### Available records:

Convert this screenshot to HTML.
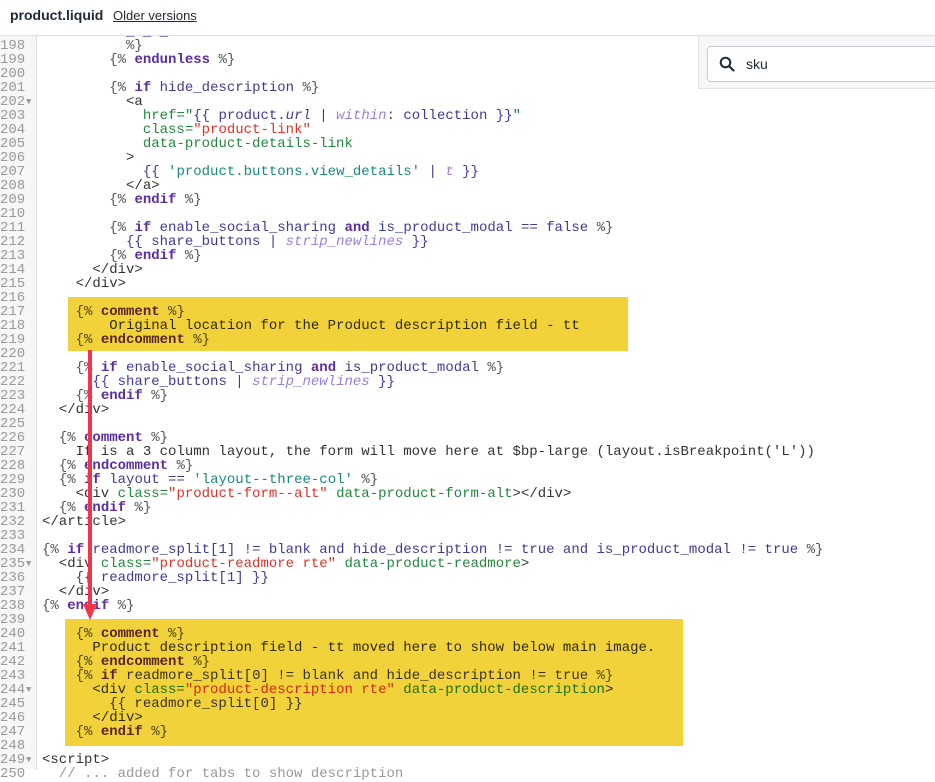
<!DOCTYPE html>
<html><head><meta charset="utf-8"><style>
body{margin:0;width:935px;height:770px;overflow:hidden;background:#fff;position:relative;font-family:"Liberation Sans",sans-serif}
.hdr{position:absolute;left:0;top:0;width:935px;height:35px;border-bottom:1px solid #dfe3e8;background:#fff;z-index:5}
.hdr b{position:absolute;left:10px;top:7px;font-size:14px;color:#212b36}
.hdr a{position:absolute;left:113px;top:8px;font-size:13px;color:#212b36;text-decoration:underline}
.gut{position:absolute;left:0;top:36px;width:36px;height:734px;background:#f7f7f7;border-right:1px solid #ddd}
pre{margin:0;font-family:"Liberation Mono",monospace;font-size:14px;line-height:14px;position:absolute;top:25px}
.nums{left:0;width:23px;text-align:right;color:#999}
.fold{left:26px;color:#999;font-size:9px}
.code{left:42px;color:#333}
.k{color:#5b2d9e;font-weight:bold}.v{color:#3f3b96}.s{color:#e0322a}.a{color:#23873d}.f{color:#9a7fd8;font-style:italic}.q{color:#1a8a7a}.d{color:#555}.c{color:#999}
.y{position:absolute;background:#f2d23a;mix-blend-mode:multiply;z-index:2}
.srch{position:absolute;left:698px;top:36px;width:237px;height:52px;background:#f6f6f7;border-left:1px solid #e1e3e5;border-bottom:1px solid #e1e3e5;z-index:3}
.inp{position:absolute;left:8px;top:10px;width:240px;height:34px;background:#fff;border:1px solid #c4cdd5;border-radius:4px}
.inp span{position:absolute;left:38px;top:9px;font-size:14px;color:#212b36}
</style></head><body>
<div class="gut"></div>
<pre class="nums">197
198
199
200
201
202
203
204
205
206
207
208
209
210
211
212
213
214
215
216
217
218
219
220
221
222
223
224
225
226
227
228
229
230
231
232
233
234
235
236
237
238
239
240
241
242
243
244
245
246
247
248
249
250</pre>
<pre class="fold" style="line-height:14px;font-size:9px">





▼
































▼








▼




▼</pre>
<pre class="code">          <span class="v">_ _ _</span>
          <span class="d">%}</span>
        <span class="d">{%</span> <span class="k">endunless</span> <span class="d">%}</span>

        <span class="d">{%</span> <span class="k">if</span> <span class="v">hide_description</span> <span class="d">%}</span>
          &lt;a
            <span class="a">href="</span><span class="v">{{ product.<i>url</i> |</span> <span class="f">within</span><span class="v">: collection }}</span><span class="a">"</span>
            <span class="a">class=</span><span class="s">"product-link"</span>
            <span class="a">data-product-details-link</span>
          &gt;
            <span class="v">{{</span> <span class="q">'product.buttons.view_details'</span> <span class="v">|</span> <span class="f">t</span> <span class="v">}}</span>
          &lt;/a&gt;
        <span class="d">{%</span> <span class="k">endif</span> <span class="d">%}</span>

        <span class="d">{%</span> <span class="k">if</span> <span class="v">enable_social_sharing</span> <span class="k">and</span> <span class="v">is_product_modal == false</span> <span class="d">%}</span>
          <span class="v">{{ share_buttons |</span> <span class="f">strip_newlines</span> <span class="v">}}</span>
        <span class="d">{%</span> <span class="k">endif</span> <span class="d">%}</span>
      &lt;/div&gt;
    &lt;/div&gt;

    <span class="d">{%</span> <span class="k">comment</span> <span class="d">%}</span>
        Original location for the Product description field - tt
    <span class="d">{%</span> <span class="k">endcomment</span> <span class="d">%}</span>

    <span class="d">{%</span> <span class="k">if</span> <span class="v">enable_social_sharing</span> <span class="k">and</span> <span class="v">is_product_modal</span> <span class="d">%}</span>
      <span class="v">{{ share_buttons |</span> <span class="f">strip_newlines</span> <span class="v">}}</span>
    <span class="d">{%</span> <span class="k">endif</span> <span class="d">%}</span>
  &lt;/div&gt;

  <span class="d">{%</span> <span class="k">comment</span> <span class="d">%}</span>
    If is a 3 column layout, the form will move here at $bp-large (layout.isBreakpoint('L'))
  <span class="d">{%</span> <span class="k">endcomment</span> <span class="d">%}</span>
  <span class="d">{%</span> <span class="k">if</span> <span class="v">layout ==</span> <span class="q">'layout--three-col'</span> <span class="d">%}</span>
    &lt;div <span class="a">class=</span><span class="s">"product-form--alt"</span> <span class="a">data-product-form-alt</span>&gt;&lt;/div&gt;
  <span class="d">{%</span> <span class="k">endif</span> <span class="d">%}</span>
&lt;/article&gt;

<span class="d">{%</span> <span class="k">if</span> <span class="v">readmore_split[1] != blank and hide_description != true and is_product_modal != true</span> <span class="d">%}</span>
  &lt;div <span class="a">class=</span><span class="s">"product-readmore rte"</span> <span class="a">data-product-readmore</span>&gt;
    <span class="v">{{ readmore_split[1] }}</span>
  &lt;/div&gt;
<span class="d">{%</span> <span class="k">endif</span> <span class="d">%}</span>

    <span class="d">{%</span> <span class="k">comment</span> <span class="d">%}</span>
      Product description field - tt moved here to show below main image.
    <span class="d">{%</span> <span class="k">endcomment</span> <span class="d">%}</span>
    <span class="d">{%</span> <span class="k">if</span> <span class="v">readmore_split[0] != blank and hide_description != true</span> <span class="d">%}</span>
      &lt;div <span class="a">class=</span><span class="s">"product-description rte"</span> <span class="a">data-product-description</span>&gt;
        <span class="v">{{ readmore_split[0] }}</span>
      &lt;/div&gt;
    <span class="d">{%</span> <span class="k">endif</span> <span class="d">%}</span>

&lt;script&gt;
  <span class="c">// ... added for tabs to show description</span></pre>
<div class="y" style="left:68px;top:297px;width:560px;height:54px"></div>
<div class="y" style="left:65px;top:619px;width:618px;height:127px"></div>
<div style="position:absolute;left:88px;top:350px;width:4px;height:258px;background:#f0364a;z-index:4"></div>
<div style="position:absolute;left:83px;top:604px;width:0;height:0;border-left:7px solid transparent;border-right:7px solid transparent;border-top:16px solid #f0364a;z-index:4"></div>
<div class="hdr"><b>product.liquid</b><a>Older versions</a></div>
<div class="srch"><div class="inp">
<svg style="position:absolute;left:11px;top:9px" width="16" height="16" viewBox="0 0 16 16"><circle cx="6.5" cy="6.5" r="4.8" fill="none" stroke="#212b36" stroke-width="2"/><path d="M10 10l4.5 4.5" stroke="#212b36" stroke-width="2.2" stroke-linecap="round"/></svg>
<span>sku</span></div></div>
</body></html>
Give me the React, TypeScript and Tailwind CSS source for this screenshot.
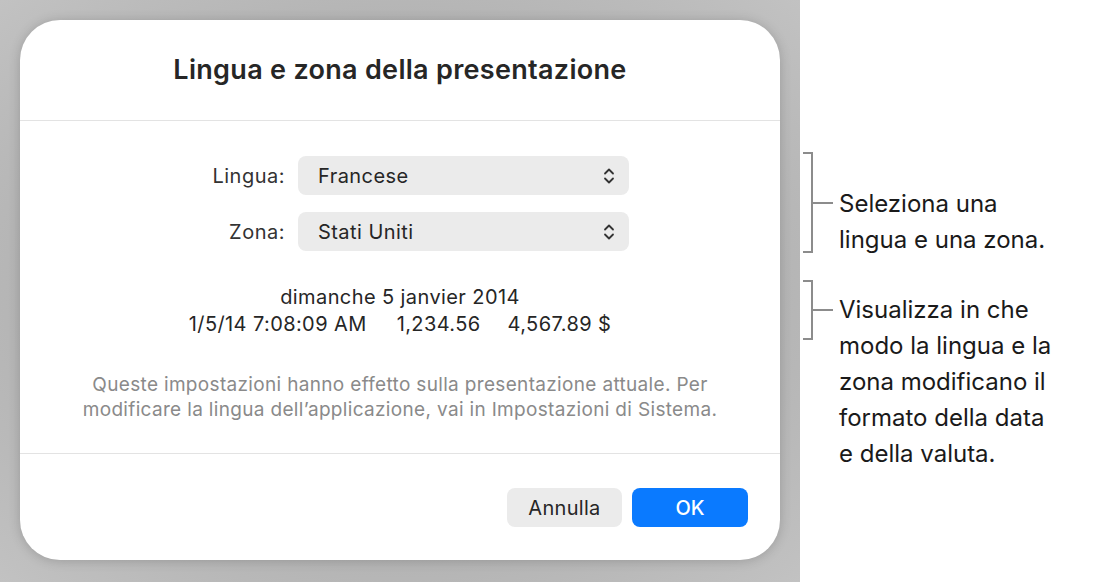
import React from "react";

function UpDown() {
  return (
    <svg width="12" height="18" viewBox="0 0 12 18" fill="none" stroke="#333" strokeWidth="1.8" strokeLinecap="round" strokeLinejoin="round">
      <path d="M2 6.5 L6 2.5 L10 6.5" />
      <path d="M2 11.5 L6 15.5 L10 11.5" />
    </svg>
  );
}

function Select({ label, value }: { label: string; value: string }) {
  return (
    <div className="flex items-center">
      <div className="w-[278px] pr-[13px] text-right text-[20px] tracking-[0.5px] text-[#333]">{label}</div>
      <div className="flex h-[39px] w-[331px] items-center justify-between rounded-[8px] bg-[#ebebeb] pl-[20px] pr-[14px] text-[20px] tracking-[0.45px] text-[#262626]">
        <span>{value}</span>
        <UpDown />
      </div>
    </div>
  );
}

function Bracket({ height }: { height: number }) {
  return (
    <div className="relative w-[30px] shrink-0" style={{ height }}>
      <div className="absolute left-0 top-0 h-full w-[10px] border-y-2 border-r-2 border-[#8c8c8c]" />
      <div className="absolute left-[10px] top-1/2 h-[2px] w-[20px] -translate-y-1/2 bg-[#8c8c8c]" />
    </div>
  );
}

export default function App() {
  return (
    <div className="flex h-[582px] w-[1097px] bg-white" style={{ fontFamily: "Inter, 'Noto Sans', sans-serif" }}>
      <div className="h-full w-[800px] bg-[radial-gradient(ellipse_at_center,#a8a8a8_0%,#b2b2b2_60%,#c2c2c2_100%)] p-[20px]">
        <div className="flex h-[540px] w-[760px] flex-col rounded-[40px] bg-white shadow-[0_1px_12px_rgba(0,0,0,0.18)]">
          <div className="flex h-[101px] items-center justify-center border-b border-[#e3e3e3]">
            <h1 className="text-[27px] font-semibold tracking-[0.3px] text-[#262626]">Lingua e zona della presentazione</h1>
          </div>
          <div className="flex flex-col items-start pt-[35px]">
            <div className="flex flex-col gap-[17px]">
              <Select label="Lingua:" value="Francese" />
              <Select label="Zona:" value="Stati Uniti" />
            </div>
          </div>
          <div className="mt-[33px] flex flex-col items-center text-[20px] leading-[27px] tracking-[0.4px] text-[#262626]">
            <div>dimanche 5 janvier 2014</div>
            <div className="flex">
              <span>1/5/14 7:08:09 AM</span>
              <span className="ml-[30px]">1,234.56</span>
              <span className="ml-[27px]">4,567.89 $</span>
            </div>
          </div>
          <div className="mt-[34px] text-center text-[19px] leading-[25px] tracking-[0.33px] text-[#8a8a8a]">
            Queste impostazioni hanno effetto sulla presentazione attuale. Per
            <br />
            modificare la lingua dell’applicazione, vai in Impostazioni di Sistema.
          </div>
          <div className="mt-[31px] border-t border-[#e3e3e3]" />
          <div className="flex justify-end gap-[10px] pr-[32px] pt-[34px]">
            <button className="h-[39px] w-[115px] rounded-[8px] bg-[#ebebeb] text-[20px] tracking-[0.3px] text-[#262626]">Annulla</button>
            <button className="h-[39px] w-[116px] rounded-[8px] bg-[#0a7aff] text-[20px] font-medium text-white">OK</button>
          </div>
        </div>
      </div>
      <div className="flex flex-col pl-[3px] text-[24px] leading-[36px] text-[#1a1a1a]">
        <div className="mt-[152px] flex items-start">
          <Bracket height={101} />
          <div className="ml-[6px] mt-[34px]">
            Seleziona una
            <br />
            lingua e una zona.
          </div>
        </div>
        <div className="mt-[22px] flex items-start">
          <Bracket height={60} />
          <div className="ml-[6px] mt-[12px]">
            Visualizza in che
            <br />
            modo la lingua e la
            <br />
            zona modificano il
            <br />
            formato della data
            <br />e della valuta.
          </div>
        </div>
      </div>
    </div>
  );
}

### The task:
Pick out the lines containing the string "screenshot".

### Solution for this task:
Convert this screenshot to HTML.
Give me the React, TypeScript and Tailwind CSS source for this screenshot.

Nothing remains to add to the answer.